Invece tutto questo non è stato recepito dal Ministro Livia Turco che continua a ritenere superato il concetto di assistenza limitatamente alle persone “inabili e sprovviste dei mezzi necessari per vivere” e ritiene che i futuri servizi sociali debbano occuparsi di tutta la popolazione, anche di chi sta bene economicamente e potrebbe acquistare da solo i servizi di cui ha bisogno.

Il Ministro Turco, il Governo ed i Parlamentari della maggioranza non hanno accettato di rendere obbligatori gli interventi per garantire alle persone più deboli il diritto all’assistenza. Infatti è stato respinto con il loro voto e quelli degli oppositori l’emendamento presentato dagli On. Diego Novelli e Tiziana Valpiana, che stabiliva che fossero obbligatorie per lo Stato le prestazioni per le persone gravemente disagiate, e lasciava alla facoltà dei singoli Enti locali l’opportunità di intervenire con risorse proprie per realizzare i servizi sociali per tutta la popolazione.

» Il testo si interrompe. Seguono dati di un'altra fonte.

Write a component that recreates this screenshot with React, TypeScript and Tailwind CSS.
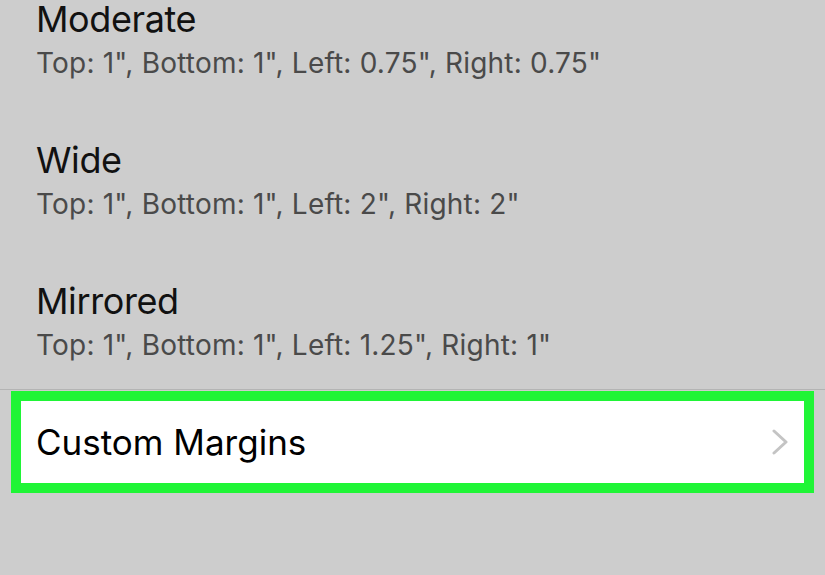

La mancata approvazione di questo emendamento significa che, ad esempio, sono state messe sullo stesso piano le esigenze dei centri diurni per gli handicappati intellettivi in situazioni di gravità, che rischiano di continuare a restare a carico delle loro famiglie, e le attività di tempo libero organizzate per gli anziani (come i corsi di ballo e le bocciofile).

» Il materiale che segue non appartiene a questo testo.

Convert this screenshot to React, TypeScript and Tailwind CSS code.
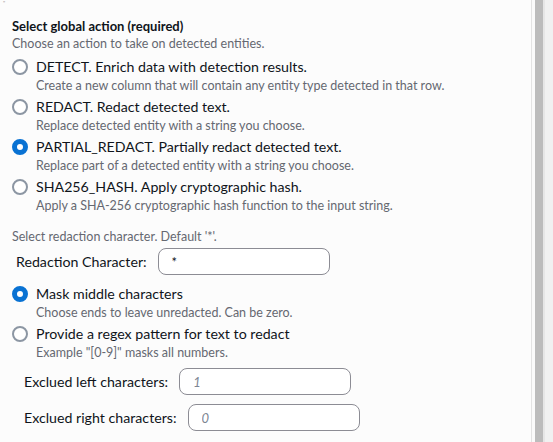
import { useState } from 'react';

type Option = { value: string; label: string; hint: string };

const actions: Option[] = [
  {
    value: 'DETECT',
    label: 'DETECT. Enrich data with detection results.',
    hint: 'Create a new column that will contain any entity type detected in that row.',
  },
  { value: 'REDACT', label: 'REDACT. Redact detected text.', hint: 'Replace detected entity with a string you choose.' },
  {
    value: 'PARTIAL_REDACT',
    label: 'PARTIAL_REDACT. Partially redact detected text.',
    hint: 'Replace part of a detected entity with a string you choose.',
  },
  {
    value: 'SHA256_HASH',
    label: 'SHA256_HASH. Apply cryptographic hash.',
    hint: 'Apply a SHA-256 cryptographic hash function to the input string.',
  },
];

const modes: Option[] = [
  { value: 'mask', label: 'Mask middle characters', hint: 'Choose ends to leave unredacted. Can be zero.' },
  { value: 'regex', label: 'Provide a regex pattern for text to redact', hint: 'Example "[0-9]" masks all numbers.' },
];

function Radio({ checked }: { checked: boolean }) {
  return checked ? (
    <span className="block h-4 w-4 shrink-0 rounded-full border-[5px] border-[#0972d3] bg-white" />
  ) : (
    <span className="block h-4 w-4 shrink-0 rounded-full border-2 border-[#8c96a3] bg-white" />
  );
}

function RadioGroup({ options, value, onChange }: { options: Option[]; value: string; onChange: (v: string) => void }) {
  return (
    <div className="flex flex-col gap-[2px]">
      {options.map((o) => (
        <button key={o.value} onClick={() => onChange(o.value)} className="flex flex-col text-left cursor-pointer">
          <span className="flex h-5 items-center gap-2">
            <Radio checked={value === o.value} />
            <span className="text-[14.2px] text-[#0f141a]">{o.label}</span>
          </span>
          <span className="h-[18px] pl-6 text-[12.5px] leading-[18px] text-[#656871]">{o.hint}</span>
        </button>
      ))}
    </div>
  );
}

function Field({ label, value, placeholder, indent }: { label: string; value?: string; placeholder?: string; indent: string }) {
  return (
    <div className={`flex items-center gap-[11px] ${indent}`}>
      <span className="text-[14.2px] text-[#0f141a]">{label}</span>
      <input
        defaultValue={value}
        placeholder={placeholder}
        className="h-[27px] w-[172px] rounded-lg border border-[#8c8c94] bg-white px-[13px] text-[13px] text-[#0f141a] outline-none placeholder:italic placeholder:text-[#7d8592]"
      />
    </div>
  );
}

export default function App() {
  const [action, setAction] = useState('PARTIAL_REDACT');
  const [mode, setMode] = useState('mask');

  return (
    <div className="flex h-[442px] w-[553px] overflow-hidden bg-[#fcfcfc] font-['Lato','Liberation_Sans',sans-serif]">
      <div className="relative flex-1 border-r border-[#e3e3e3] pl-3 pt-[18px]">
        <span className="absolute left-[3px] top-0 text-[6px] leading-[6px] text-[#9a9a9a]">"</span>

        <h3 className="text-[13px] font-bold leading-[17px] text-[#0f141a]">Select global action (required)</h3>
        <p className="text-[12.5px] leading-[18px] text-[#656871]">Choose an action to take on detected entities.</p>

        <div className="mt-1">
          <RadioGroup options={actions} value={action} onChange={setAction} />
        </div>

        <p className="mt-[13px] text-[12.5px] leading-[18px] text-[#656871]">Select redaction character. Default '*'.</p>
        <div className="mt-[2px]">
          <Field label="Redaction Character:" value="*" indent="pl-1" />
        </div>

        <div className="mt-[9px]">
          <RadioGroup options={modes} value={mode} onChange={setMode} />
        </div>

        <div className="mt-[6px] flex flex-col gap-[9px]">
          <Field label="Exclued left characters:" placeholder="1" indent="pl-3" />
          <Field label="Exclued right characters:" placeholder="0" indent="pl-3" />
        </div>
      </div>

      {/* scrollbar gutter */}
      <div className="flex w-[21px]">
        <div className="w-[3px] bg-[#fafafa]" />
        <div className="w-[8px] bg-[#bcbcbc]" />
        <div className="w-[2px] bg-[#e6e6e6]" />
        <div className="flex-1 bg-[#f1f1f1]" />
      </div>
    </div>
  );
}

Il fatto che nel testo si sollecitino gli Enti locali ad intervenire prioritariamente (e comunque compatibilmente con le risorse disponibili) per assicurare i livelli essenziali delle prestazioni alle persone di cui al citato art. 38 della Costituzione non dà nessuna garanzia di un diritto esigibile da parte degli utenti.

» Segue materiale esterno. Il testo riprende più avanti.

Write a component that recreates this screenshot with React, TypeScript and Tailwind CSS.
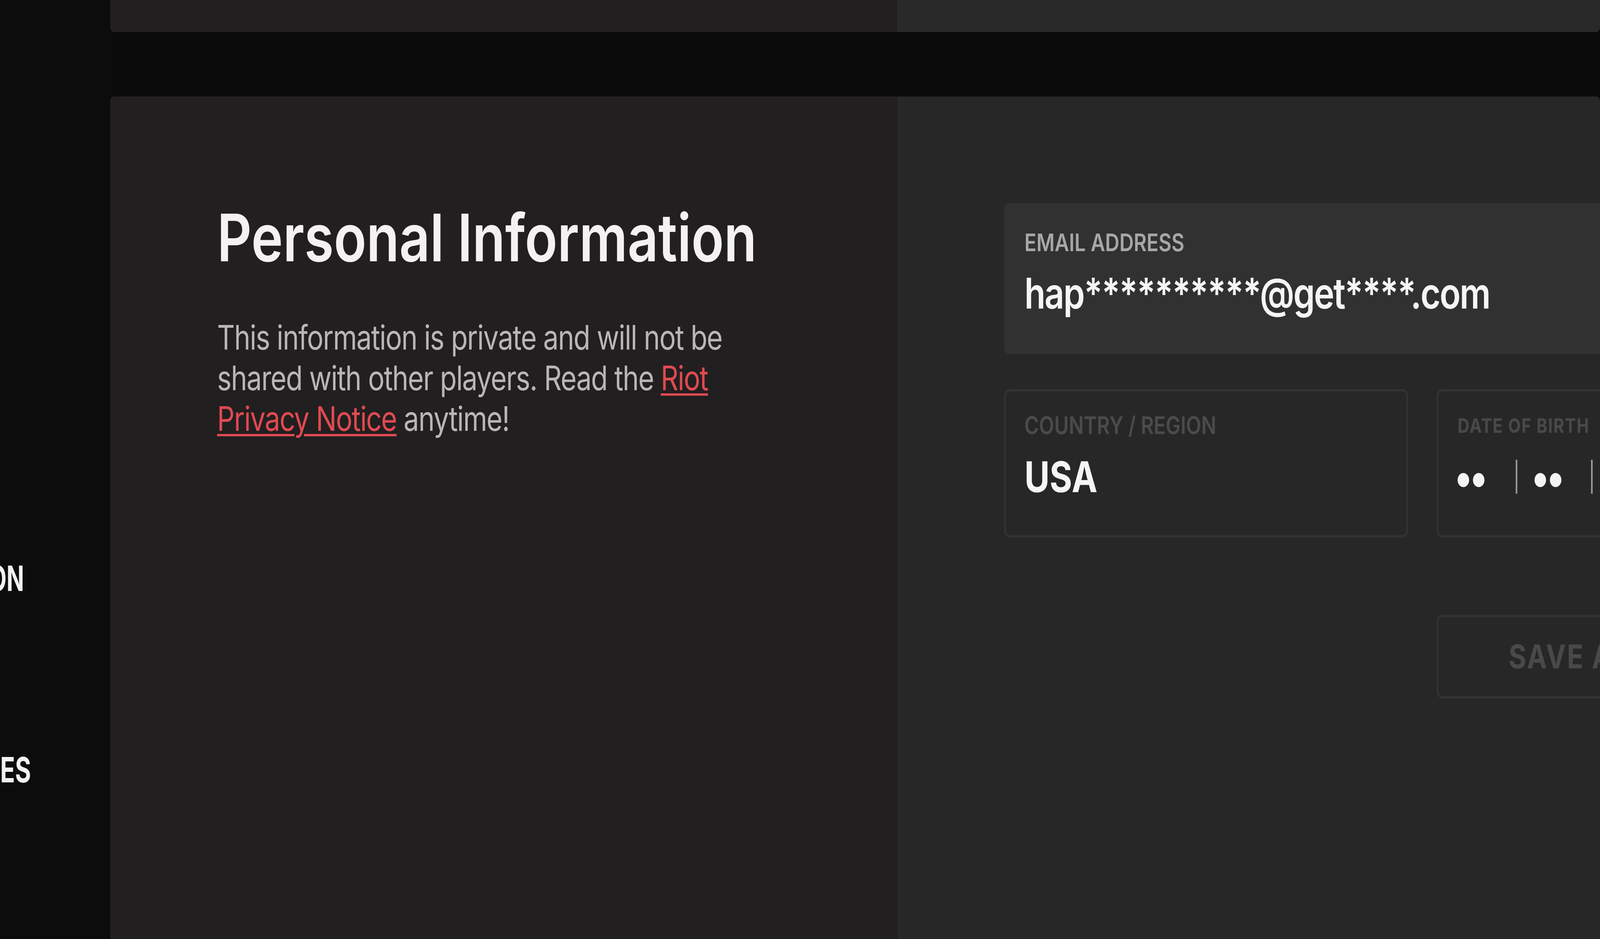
import React, { useEffect, useState } from "react";

const W = 5012;
const H = 2404;

function useFit() {
  const calc = () => ({
    x: Math.min(1, window.innerWidth / W),
    y: Math.min(1, window.innerHeight / H),
  });
  const [s, setS] = useState(calc);
  useEffect(() => {
    const on = () => setS(calc());
    window.addEventListener("resize", on);
    return () => window.removeEventListener("resize", on);
  }, []);
  return s;
}

function Dots({ n }: { n: number }) {
  return (
    <div className="flex gap-[12px] mt-[44px]">
      {Array.from({ length: n }).map((_, i) => (
        <div key={i} className="w-[36px] h-[36px] rounded-full bg-[#f4f4f4]" />
      ))}
    </div>
  );
}

function Divider() {
  return <div className="w-[5px] h-[87px] mt-[10px] bg-[#9b9a9a] shrink-0" />;
}

export default function App() {
  const s = useFit();
  return (
    <div className="w-screen h-screen overflow-hidden bg-[#0b0b0b]">
      <div
        className="w-[5012px] h-[2404px] flex overflow-hidden bg-[#0b0b0b] font-['Inter',sans-serif] origin-top-left"
        style={{ transform: `scale(${s.x}, ${s.y})` }}
      >
        {/* Sidebar */}
        <aside className="w-[345px] shrink-0 bg-[#0c0c0c] overflow-hidden flex flex-col pt-[1436px] gap-[400px]">
          <div className="w-[75px] h-[90px] flex justify-end whitespace-nowrap">
            <span className="block text-[90px] leading-none font-bold text-[#f2f2f2] origin-right scale-x-[0.8]">
              INFORMATION
            </span>
          </div>
          <div className="w-[97px] h-[90px] flex justify-end whitespace-nowrap">
            <span className="block text-[90px] leading-none font-bold text-[#f2f2f2] origin-right scale-x-[0.85]">
              PREFERENCES
            </span>
          </div>
        </aside>

        {/* Content */}
        <main className="flex-1 flex flex-col gap-[165px] min-w-0">
          {/* Previous card (bottom edge) */}
          <div className="h-[82px] shrink-0 flex rounded-b-[12px] overflow-hidden">
            <div className="w-[2465px] shrink-0 bg-[#231f20]" />
            <div className="flex-1 bg-[#2a292a]" />
          </div>

          {/* Personal information card */}
          <section className="flex-1 flex rounded-t-[12px] overflow-hidden min-w-0">
            <div className="w-[2465px] shrink-0 bg-[#221f20] pl-[335px] pt-[277px]">
              <h2 className="text-[168px] leading-none font-semibold tracking-[0px] text-[#f3f1f1]">
                Personal Information
              </h2>
              <p className="mt-[120px] text-[86px] leading-[104px] tracking-[-2px] text-[#bab6b5]">
                This information is private and will not be
                <br />
                shared with other players. Read the{" "}
                <a className="text-[#e04a51] underline decoration-[6px] underline-offset-[8px]">
                  Riot
                  <br />
                  Privacy Notice
                </a>{" "}
                anytime!
              </p>
            </div>

            <div className="flex-1 min-w-0 bg-[#282728] pl-[335px] pt-[273px] overflow-hidden">
              <div className="w-[2621px] grid grid-cols-2 gap-x-[89px] gap-y-[89px]">
                {/* Email */}
                <div className="col-span-2 rounded-[18px] bg-[#323132] px-[64px] pt-[70px] pb-[102px]">
                  <div className="h-[62px] text-[62px] leading-none font-semibold text-[#a9a6a6]">
                    EMAIL ADDRESS
                  </div>
                  <div className="mt-[45px] h-[108px] text-[108px] leading-none font-semibold tracking-[-3px] text-[#f5f5f5]">
                    hap**********@get****.com
                  </div>
                </div>

                {/* Country */}
                <div className="rounded-[18px] border-[6px] border-[#333233] pl-[58px] pt-[56px] pb-[95px]">
                  <div className="h-[62px] text-[62px] leading-none font-semibold text-[#4c4b4b]">
                    COUNTRY / REGION
                  </div>
                  <div className="mt-[47px] h-[108px] text-[108px] leading-none font-bold text-[#f5f5f5]">
                    USA
                  </div>
                </div>

                {/* Date of birth */}
                <div className="rounded-[18px] border-[6px] border-[#333233] pl-[60px] pt-[56px] pb-[95px]">
                  <div className="h-[62px] flex items-center text-[51px] leading-none font-bold tracking-[0.05em] text-[#4a4949]">
                    DATE OF BIRTH
                  </div>
                  <div className="mt-[47px] h-[108px] flex items-start">
                    <div className="w-[182px] shrink-0">
                      <Dots n={2} />
                    </div>
                    <Divider />
                    <div className="ml-[54px] w-[177px] shrink-0">
                      <Dots n={2} />
                    </div>
                    <Divider />
                    <div className="ml-[54px] w-[280px] shrink-0">
                      <Dots n={4} />
                    </div>
                  </div>
                </div>

                {/* Save */}
                <button className="col-start-2 mt-[109px] h-[214px] rounded-[18px] border-[6px] border-[#333233] flex items-center pl-[220px] text-[84px] leading-none font-bold tracking-[0.04em] text-[#4a494a] whitespace-nowrap">
                  SAVE ACCOUNT
                </button>
              </div>
            </div>
          </section>
        </main>
      </div>
    </div>
  );
}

Quando si è deciso di innalzare l’obbligo scolastico ai 15 anni si è affermato giustamente un diritto all’accesso per tutti i giovani compresi in quell’età; le scuole, dovendo assolvere un obbligo, hanno dovuto organizzarsi e lo Stato ha previsto le necessarie risorse. È facile immaginare cosa sarebbe successo se si fosse invece previsto solo una “priorità” sia per gli alunni, sia per le scuole: i primi non si sarebbero sentiti in dovere di frequentare e le seconde non avrebbero istituito i necessari servizi. Consapevoli di questa profonda differenza, noi chiediamo semplicemente la stessa cosa per i servizi assistenziali. Prioritario non è sinonimo di obbligatorio.

Chiediamo al Ministro Livia Turco di:

1. introdurre il concetto di obbligatorietà nell’art. 22 del testo della legge di riforma dell’assistenza;

2. fare in modo che l’immenso patrimonio delle IPAB, Istituzioni pubbliche di assistenza e beneficenza, che ammonta a ben 37 mila miliardi, ed i relativi redditi siano utilizzati esclusivamente per i poveri, secondo quanto previsto dalla legge Crispi del 1890;

3. riconfermare la competenza del Servizio sanitario nazionale anche nei confronti degli anziani colpiti da malattie invalidanti, e non autosufficienti, così come prevedono le leggi vigenti;

4. prendere posizione contro le dimissioni, spesso selvagge, dagli ospedali e dalle case di cura private convenzionate degli anziani malati non autosufficienti, anche quando necessitano di cure sanitarie, per non lasciarli morire fra atroci sofferenze per mancanza delle cure necessarie, come quelli che finiscono nelle pensioni lager, periodicamente denunciate (senza che cambi nulla).

 

Il CSA ringrazia la Corte Costituzionale per aver respinto il referendum dell’On. Emma Bonino sulla sanità, deleterio per i più deboli.